Cellulose dialysis membrane containing raw clinoptilolite enhances the removal of Rhodamine 6G from aqueous solutions

Abstract

In this work, we studied the adsorption of Rhodamine 6G (R6G) using a simple removal system consisting of a raw natural zeolite, clinoptilolite (CLI) packed within a cellulose membrane. The structural, composition and thermal properties of CLI were characterized by X-ray diffraction (XRD), energy dispersive X-ray analysis (EDX) and thermal analysis (TG/DTG, HF-DSC). The results revealed that the natural zeolite consisted of a crystalline phase of calcium clinoptilolite (CLI) from the monoclinic system with Si/Al ratio of ~4.33, with high thermal stability. Besides, textural characterization obtained with the Brunauer–Emmett–Teller (BET) technique showed a relatively large specific surface area of 17.4 m 2 /g and the Barrett–Joyner–Halenda (BJH) described the pore size distribution of CLI. The adsorption studies were carried out by immersing the CLI-membrane system into R6G solutions with various concentrations ( C 0 = 32, 47, 94, 168 mg/L), at 25 °C. The cellulose membrane facilitated the mobility of R6G molecules by enhancing their removal from the solution and allowed the easy recovery of the contaminated zeolite after the experiment. The adsorption equilibrium was suitably represented by nonlinear Liu model with an adsorption capacity of 8.7 mg R6G/g CLI. The nonlinear kinetics were described by Mixed-order and Elovich models at low and high R6G concentrations, respectively.
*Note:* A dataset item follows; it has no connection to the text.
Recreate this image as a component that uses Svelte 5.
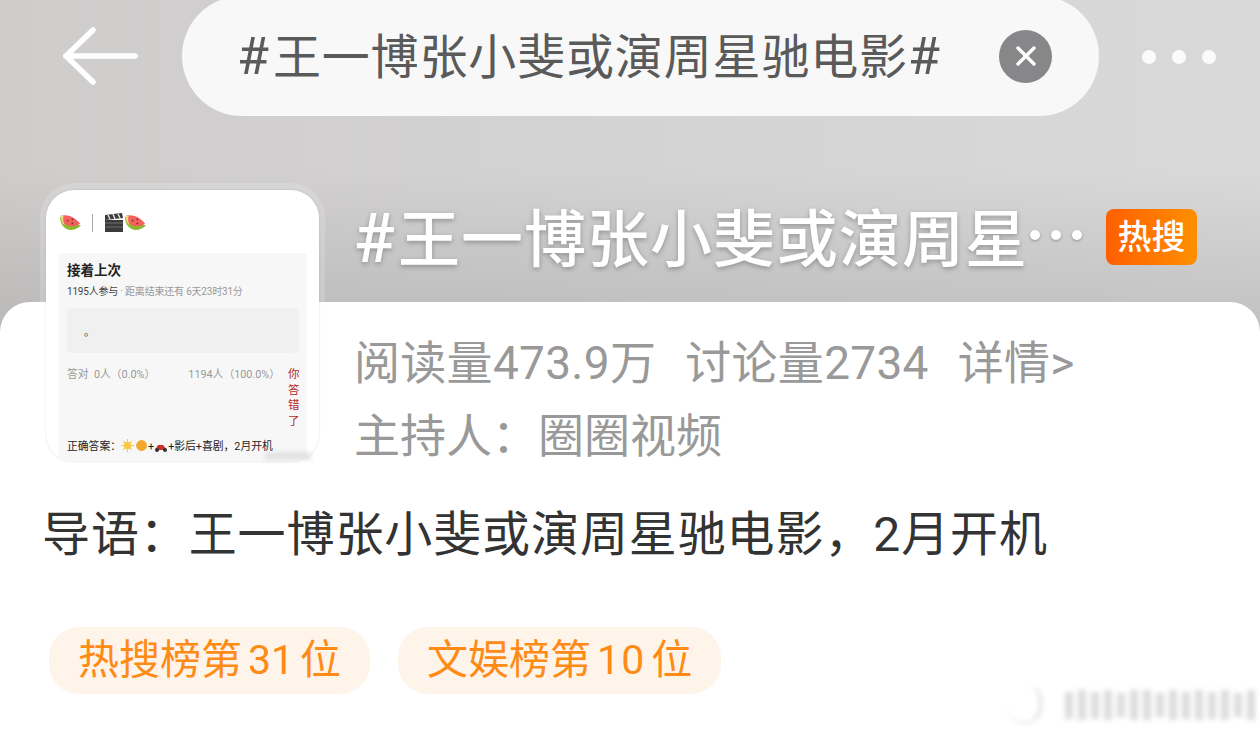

In addition, diffusional nonlinear models confirm the participation of various diffusional mechanisms during the adsorption of R6G. Our approach showed its potential for the adsorption of R6G and can be further applied in the treatment of wastewater contaminated with dyes, pesticides, ions, and dangerous molecules generated either by the industry or at the laboratory level. • Clinoptilolite (CLI) from San Luis Potosí, Mexico, has the capability to adsorb rhodamine 6G (R6G) in aqueous solutions. • Cellulose membrane facilitates the easy recovery of the contaminated zeolite after the adsorption experiment. • The adsorption process was represented by the Liu nonlinear model with an adsorption capacity of 8.7 mg R6G/g CLI. • The Mixed-order nonlinear model predicts a combination of the Pseudo-first-order and Pseudo-second-order kinetics processes. • Nonlinear diffusional models confirm the participation of various diffusional mechanisms during the adsorption of R6G.